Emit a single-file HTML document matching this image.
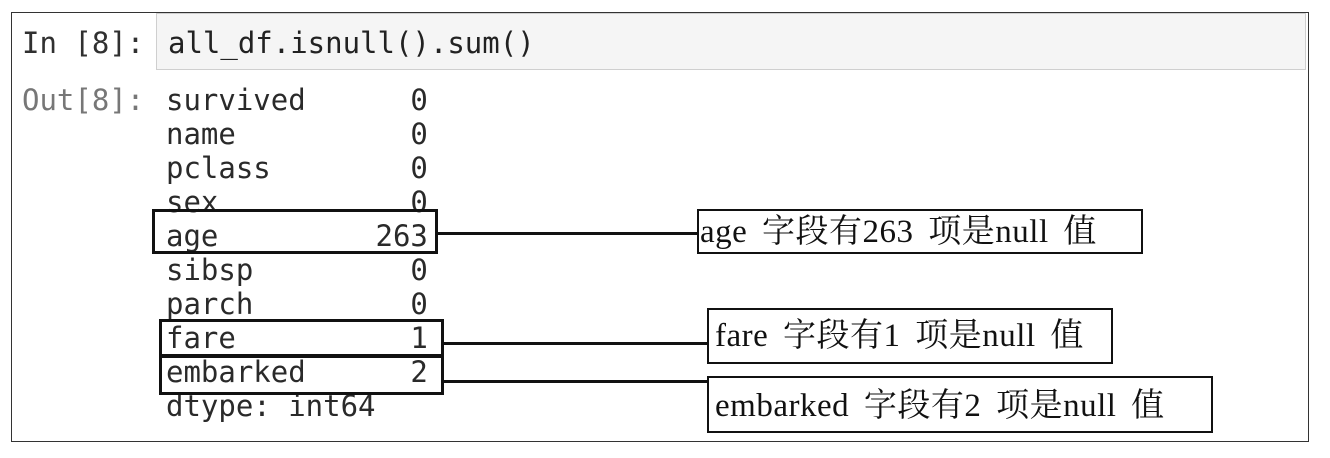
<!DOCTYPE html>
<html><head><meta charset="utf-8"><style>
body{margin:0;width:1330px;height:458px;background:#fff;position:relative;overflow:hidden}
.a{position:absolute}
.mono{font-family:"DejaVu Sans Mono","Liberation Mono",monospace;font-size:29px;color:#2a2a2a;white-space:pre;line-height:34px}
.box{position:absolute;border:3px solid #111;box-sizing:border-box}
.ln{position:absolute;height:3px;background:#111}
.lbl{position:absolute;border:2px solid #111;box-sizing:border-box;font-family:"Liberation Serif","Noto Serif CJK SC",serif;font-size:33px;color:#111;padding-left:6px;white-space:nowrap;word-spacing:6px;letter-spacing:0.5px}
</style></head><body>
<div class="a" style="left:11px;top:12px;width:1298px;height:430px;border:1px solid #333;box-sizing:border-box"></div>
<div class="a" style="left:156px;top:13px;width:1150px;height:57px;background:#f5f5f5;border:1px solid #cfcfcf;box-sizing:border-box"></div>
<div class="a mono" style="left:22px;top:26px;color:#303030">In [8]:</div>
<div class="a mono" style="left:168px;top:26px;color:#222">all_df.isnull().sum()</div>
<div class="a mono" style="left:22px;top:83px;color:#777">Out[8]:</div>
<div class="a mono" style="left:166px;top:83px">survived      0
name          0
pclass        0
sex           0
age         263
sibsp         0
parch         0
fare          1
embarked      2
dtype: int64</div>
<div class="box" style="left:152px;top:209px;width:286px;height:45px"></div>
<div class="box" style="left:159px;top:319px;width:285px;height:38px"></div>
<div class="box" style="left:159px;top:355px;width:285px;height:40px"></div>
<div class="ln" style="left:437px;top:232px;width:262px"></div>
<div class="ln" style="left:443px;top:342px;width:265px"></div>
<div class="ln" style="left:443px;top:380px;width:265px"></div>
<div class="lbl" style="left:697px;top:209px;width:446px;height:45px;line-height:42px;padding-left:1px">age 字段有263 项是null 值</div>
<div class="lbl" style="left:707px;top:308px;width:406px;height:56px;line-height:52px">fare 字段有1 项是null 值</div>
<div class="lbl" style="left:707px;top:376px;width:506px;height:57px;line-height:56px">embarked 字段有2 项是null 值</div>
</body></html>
■ ■ ■ ■ ■
-- Problem requirements --
Take the listing above and print it exactly, apart from the pictures.

-- Answer to the exercise --
Emit a single-file HTML document matching this image.
<!DOCTYPE html>
<html><head><meta charset="utf-8"><style>
body{margin:0;width:1330px;height:458px;background:#fff;position:relative;overflow:hidden}
.a{position:absolute}
.mono{font-family:"DejaVu Sans Mono","Liberation Mono",monospace;font-size:29px;color:#2a2a2a;white-space:pre;line-height:34px}
.box{position:absolute;border:3px solid #111;box-sizing:border-box}
.ln{position:absolute;height:3px;background:#111}
.lbl{position:absolute;border:2px solid #111;box-sizing:border-box;font-family:"Liberation Serif","Noto Serif CJK SC",serif;font-size:33px;color:#111;padding-left:6px;white-space:nowrap;word-spacing:6px;letter-spacing:0.5px}
</style></head><body>
<div class="a" style="left:11px;top:12px;width:1298px;height:430px;border:1px solid #333;box-sizing:border-box"></div>
<div class="a" style="left:156px;top:13px;width:1150px;height:57px;background:#f5f5f5;border:1px solid #cfcfcf;box-sizing:border-box"></div>
<div class="a mono" style="left:22px;top:26px;color:#303030">In [8]:</div>
<div class="a mono" style="left:168px;top:26px;color:#222">all_df.isnull().sum()</div>
<div class="a mono" style="left:22px;top:83px;color:#777">Out[8]:</div>
<div class="a mono" style="left:166px;top:83px">survived      0
name          0
pclass        0
sex           0
age         263
sibsp         0
parch         0
fare          1
embarked      2
dtype: int64</div>
<div class="box" style="left:152px;top:209px;width:286px;height:45px"></div>
<div class="box" style="left:159px;top:319px;width:285px;height:38px"></div>
<div class="box" style="left:159px;top:355px;width:285px;height:40px"></div>
<div class="ln" style="left:437px;top:232px;width:262px"></div>
<div class="ln" style="left:443px;top:342px;width:265px"></div>
<div class="ln" style="left:443px;top:380px;width:265px"></div>
<div class="lbl" style="left:697px;top:209px;width:446px;height:45px;line-height:42px;padding-left:1px">age 字段有263 项是null 值</div>
<div class="lbl" style="left:707px;top:308px;width:406px;height:56px;line-height:52px">fare 字段有1 项是null 值</div>
<div class="lbl" style="left:707px;top:376px;width:506px;height:57px;line-height:56px">embarked 字段有2 项是null 值</div>
</body></html>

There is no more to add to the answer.